TUCSON (KGUN-TV) - One of three Tucson doctors credited with helping save former Congresswoman Gabrielle Giffords' life is leaving.
Dr. Peter Rhee became well-known after the January 8th shooting. He is director of Banner University Medical Center's Trauma Center and has been in Tucson for more than eight years, the longest he's ever spent with one mailing address.
"I call this home and I always will," said Dr. Rhee in a one-on-one interview with Nine On Your Side.
During our interview, he recalled getting his initial phone call about the mass shooting on January 8, 2011.
"I was actually going for a run, I heard my phone go off, saw it, talked to my guys here, they said you got to come in and I got in my car and got here in time," he said.
The surgeon says Giffords and others were lucky because by the time of the shooting Dr. Rhee had helped build Universal Medical Center (as it was known then) into a Level One trauma center, capable of handling a big crisis.

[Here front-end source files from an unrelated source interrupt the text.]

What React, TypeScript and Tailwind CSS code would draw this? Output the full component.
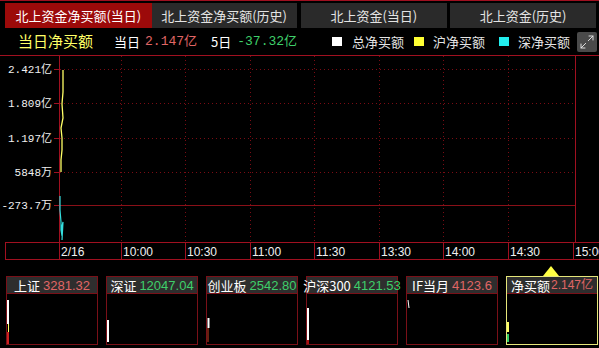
import { Maximize2 } from "lucide-react";

const CJK = "font-['Noto_Sans_CJK_SC','Liberation_Sans',sans-serif]";

const tabs = ["北上资金净买额(当日)", "北上资金净买额(历史)", "北上资金(当日)", "北上资金(历史)"];

const cards = [
  { name: "上证", value: "3281.32", color: "text-[#e06666]" },
  { name: "深证", value: "12047.04", color: "text-[#3fcf6a]" },
  { name: "创业板", value: "2542.80", color: "text-[#3fcf6a]" },
  { name: "沪深300", value: "4121.53", color: "text-[#3fcf6a]" },
  { name: "IF当月", value: "4123.6", color: "text-[#e06666]" },
  { name: "净买额", value: "2.147亿", color: "text-[#e06666]" },
];

const yLabels = [
  { y: 69, t: "2.421亿" },
  { y: 103, t: "1.809亿" },
  { y: 138, t: "1.197亿" },
  { y: 172, t: "5848万" },
  { y: 205, t: "-273.7万" },
];

const times = [
  { x: 59, t: "2/16" },
  { x: 121, t: "10:00" },
  { x: 185, t: "10:30" },
  { x: 250, t: "11:00" },
  { x: 314, t: "11:30" },
  { x: 379, t: "13:30" },
  { x: 443, t: "14:00" },
  { x: 508, t: "14:30" },
  { x: 573, t: "15:00" },
];

function Chart() {
  // chart svg spans page y 55..259, so offset = 55
  const o = 55;
  return (
    <svg width={599} height={205} className="block">
      {/* dotted grid */}
      {yLabels.slice(0, 4).map((l) => (
        <line key={l.y} x1={60} x2={575} y1={l.y - o + 0.5} y2={l.y - o + 0.5} stroke="#7a0c14" strokeDasharray="1 3" />
      ))}
      {times.slice(1, 8).map((t) => (
        <line key={t.x} x1={t.x + 0.5} x2={t.x + 0.5} y1={1} y2={242 - o} stroke="#7a0c14" strokeDasharray="1 3" />
      ))}
      <line x1={60} x2={575} y1={205 - o + 0.5} y2={205 - o + 0.5} stroke="#8a1018" />
      {/* frame */}
      <line x1={0} x2={599} y1={0.5} y2={0.5} stroke="#a01020" />
      <line x1={59.5} x2={59.5} y1={0} y2={259 - o} stroke="#a01020" />
      <line x1={575.5} x2={575.5} y1={0} y2={242 - o} stroke="#a01020" />
      <line x1={5} x2={599} y1={242 - o + 0.5} y2={242 - o + 0.5} stroke="#a01020" />
      <line x1={5} x2={599} y1={259 - o + 0.5} y2={259 - o + 0.5} stroke="#a01020" />
      <line x1={5.5} x2={5.5} y1={242 - o} y2={259 - o} stroke="#a01020" />
      {times.slice(1).map((t) => (
        <line key={t.x} x1={t.x + 0.5} x2={t.x + 0.5} y1={242 - o} y2={259 - o} stroke="#a01020" />
      ))}
      {/* y axis */}
      {yLabels.map((l) => (
        <g key={l.t}>
          <line x1={54} x2={59} y1={l.y - o + 0.5} y2={l.y - o + 0.5} stroke="#a01020" />
          <text x={52} y={l.y - o + 4} textAnchor="end" fill="#f0f0f0" fontSize={11} fontFamily="'Liberation Mono','Noto Sans CJK SC',monospace">
            {l.t}
          </text>
        </g>
      ))}
      {times.map((t) => (
        <text key={t.t} x={t.x + 2} y={256 - o} fill="#f0f0f0" fontSize={12} fontFamily="'Liberation Sans',sans-serif">
          {t.t}
        </text>
      ))}
      {/* series */}
      <polyline
        points={`61,${172 - o} 61,${160 - o} 62,${150 - o} 62,${138 - o} 61,${128 - o} 63,${118 - o} 62,${104 - o} 63,${92 - o} 63,${80 - o} 63,${70 - o}`}
        fill="none"
        stroke="#ffff66"
        strokeWidth={1.3}
      />
      <polyline
        points={`60,${196 - o} 60,${210 - o} 61,${222 - o} 61,${230 - o} 62,${236 - o} 62,${226 - o} 63,${222 - o} 62,${240 - o}`}
        fill="none"
        stroke="#33dddd"
        strokeWidth={1.2}
      />
    </svg>
  );
}

function Spark({ i }: { i: number }) {
  return (
    <svg width={10} height={50} className="block">
      {i === 0 && (
        <>
          <line x1={1} x2={1} y1={6} y2={30} stroke="#fff" strokeWidth={2} />
          <line x1={1.5} x2={1.5} y1={30} y2={38} stroke="#ffff66" />
          <line x1={1} x2={1} y1={38} y2={50} stroke="#cc2020" strokeWidth={2} />
        </>
      )}
      {i === 1 && <line x1={1} x2={1} y1={26} y2={48} stroke="#fff" strokeWidth={2} />}
      {i === 2 && (
        <>
          <line x1={1.5} x2={1.5} y1={24} y2={34} stroke="#fff" strokeWidth={2} />
          <line x1={1} x2={1} y1={34} y2={48} stroke="#cc4020" />
        </>
      )}
      {i === 3 && (
        <>
          <line x1={1} x2={1} y1={14} y2={46} stroke="#fff" strokeWidth={2} />
          <line x1={1} x2={1} y1={46} y2={50} stroke="#aa1010" strokeWidth={2} />
        </>
      )}
      {i === 4 && <line x1={1} x2={2} y1={6} y2={14} stroke="#fff" />}
      {i === 5 && (
        <>
          <line x1={1} x2={1} y1={28} y2={38} stroke="#ffff66" strokeWidth={2} />
          <line x1={1} x2={1} y1={40} y2={48} stroke="#33cc66" strokeWidth={2} />
        </>
      )}
    </svg>
  );
}

export default function App() {
  return (
    <div className={`w-[599px] h-[348px] bg-black relative overflow-hidden ${CJK}`}>
      {/* Tabs */}
      <div className="h-[28px] border-t border-[#a01020] flex items-end pl-[5px] pr-[3px]">
        {tabs.map((t, i) => (
          <div
            key={t}
            className={`h-[25px] flex items-center justify-center text-[13px] ${
              i === 0 ? "w-[147px] bg-[#9c0a0a] text-white" : "bg-[#2a2a2a] text-[#e4e4e4]"
            } ${i === 1 ? "w-[145px]" : ""} ${i === 2 ? "w-[147px] ml-[4px]" : ""} ${i === 3 ? "w-[146px] ml-[3px]" : ""}`}
          >
            {t}
          </div>
        ))}
      </div>

      {/* Summary row */}
      <div className="h-[27px] flex items-center pl-[18px] pr-[2px]">
        <span className="text-[15px] text-[#ffff66]">当日净买额</span>
        <span className="ml-[21px] text-[13px] text-white">当日</span>
        <span className="ml-[5px] text-[13px] text-[#e06666] font-['Liberation_Mono','Noto_Sans_CJK_SC',monospace]">2.147亿</span>
        <span className="ml-[14px] text-[13px] text-white">5日</span>
        <span className="ml-[6px] text-[13px] text-[#3fcf6a] font-['Liberation_Mono','Noto_Sans_CJK_SC',monospace]">-37.32亿</span>
        <div className="ml-auto flex items-center text-[13px] text-[#e4e4e4]">
          <span className="w-[10px] h-[9px] bg-white" />
          <span className="ml-[10px]">总净买额</span>
          <span className="ml-[10px] w-[10px] h-[9px] bg-[#ffff33]" />
          <span className="ml-[9px]">沪净买额</span>
          <span className="ml-[14px] w-[10px] h-[9px] bg-[#22eeee]" />
          <span className="ml-[9px]">深净买额</span>
          <div className="ml-[7px] w-[20px] h-[20px] bg-[#4a4a4a] rounded-[2px] flex items-center justify-center">
            <Maximize2 size={16} strokeWidth={1.4} color="#e8e8e8" />
          </div>
        </div>
      </div>

      <Chart />

      {/* Cards */}
      <div className="mt-[16px] flex gap-[8px] pl-[6px]">
        {cards.map((c, i) => (
          <div
            key={c.name}
            className={`w-[92px] h-[69px] border ${i === 5 ? "border-[#e6e67a]" : "border-[#7a1018]"} flex flex-col`}
          >
            <div className="h-[18px] bg-[#2e2e2e] border-b border-[#7a1018] flex items-center justify-center gap-[3px] text-[13px] leading-none whitespace-nowrap">
              <span className="text-white">{c.name}</span>
              <span className={`${c.color} font-['Liberation_Sans','Noto_Sans_CJK_SC',sans-serif] ${i === 5 ? "text-[12px] -ml-[2px]" : ""}`}>
                {c.value}
              </span>
            </div>
            <div className="flex-1 flex items-end">
              <Spark i={i} />
            </div>
          </div>
        ))}
      </div>

      {/* selector triangle */}
      <div className="absolute left-[543px] top-[266px] w-0 h-0 border-l-[8px] border-r-[8px] border-b-[10px] border-l-transparent border-r-transparent border-b-[#ffff44]" />
    </div>
  );
}
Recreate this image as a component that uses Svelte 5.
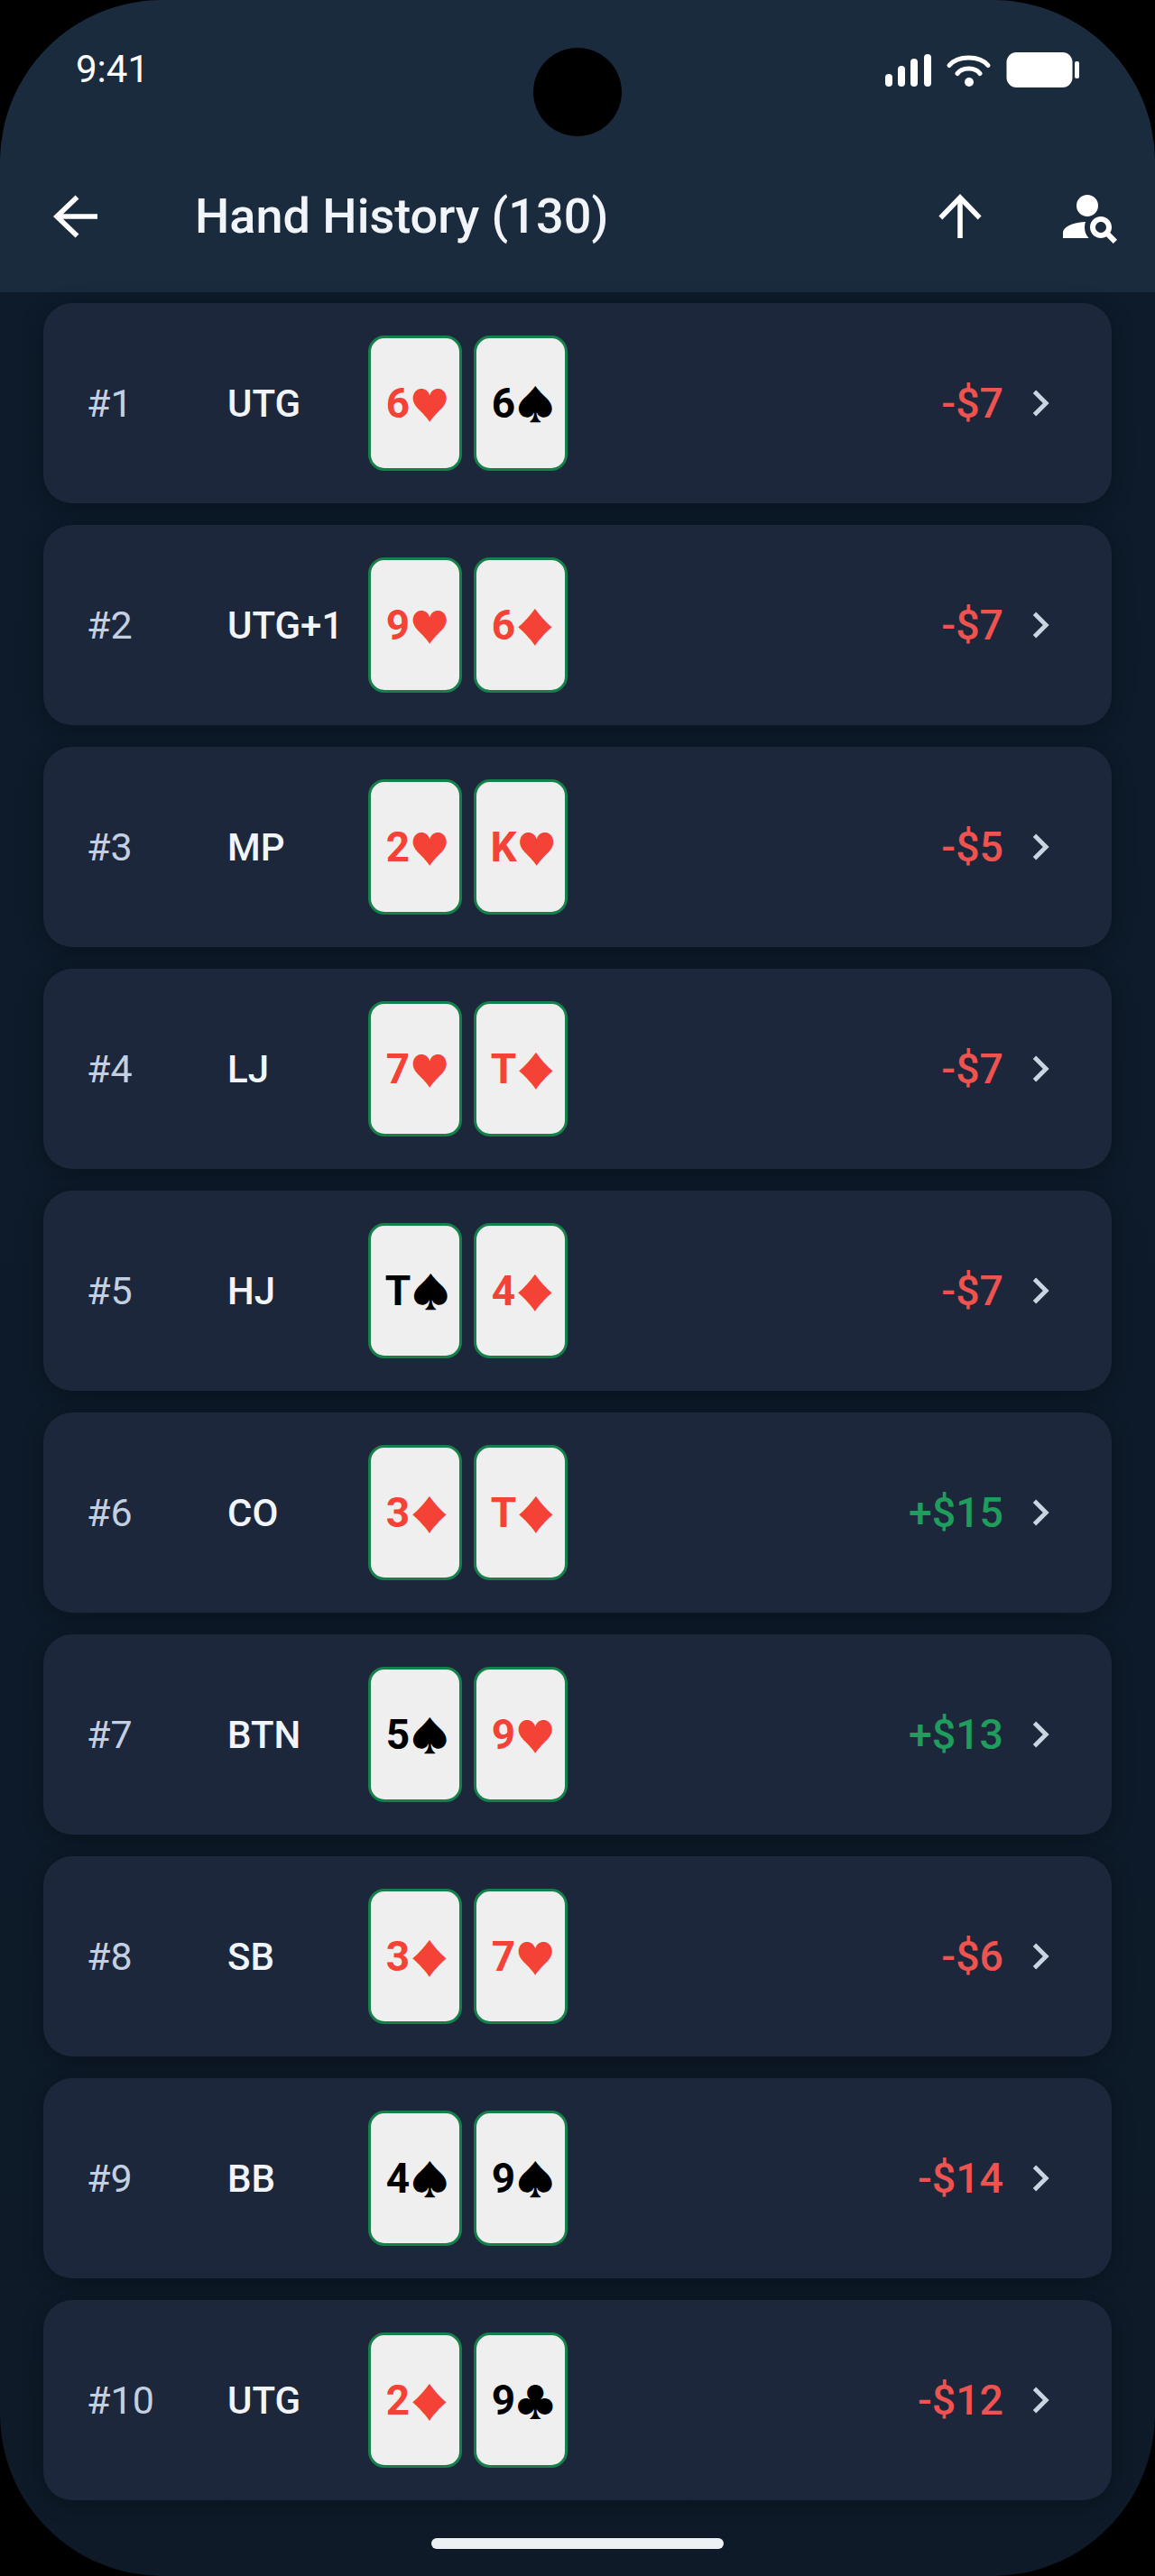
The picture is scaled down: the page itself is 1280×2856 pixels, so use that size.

"She was fortunate, our survival rate for when people were shot in the brain was 10 percent when I started, to 47 percent when Giffords was shot," Rhee said.
He still keeps in touch with the Giffords family as well as other patients he helped treat after the shooting. Once news of his departure came out, he even got a message from a long time friend, Mark Kelly, Giffords' husband.
"He just said sorry for his loss and my gain. He was just very nice."
Dr. Rhee's last official day will be June 20.
He will take over as chief of acute surgery and medical director of the Marcus Trauma Center at Grady Memorial Hospital in Atlanta, Georgia.
"I fell like I've done everything I can here," said Dr. Rhee.
He looks forward to working at a public hospital.
"I belong in public service. I always thought I was a public servant. I've trained and worked in public hospitals my whole life. This is an opportunity to get back to something like that," he said.
Dr. Rhee he will be developing a program similar to what they created in Tucson. At Grady Memorial Hospital there are two medical schools and Dr. Rhee says he will help create a program so both schools can operate under the same umbrella at the hospital.
At the end of our interview, Dr. Rhee said he hopes to come back and retire in Tucson, but for now he says he has more work to do.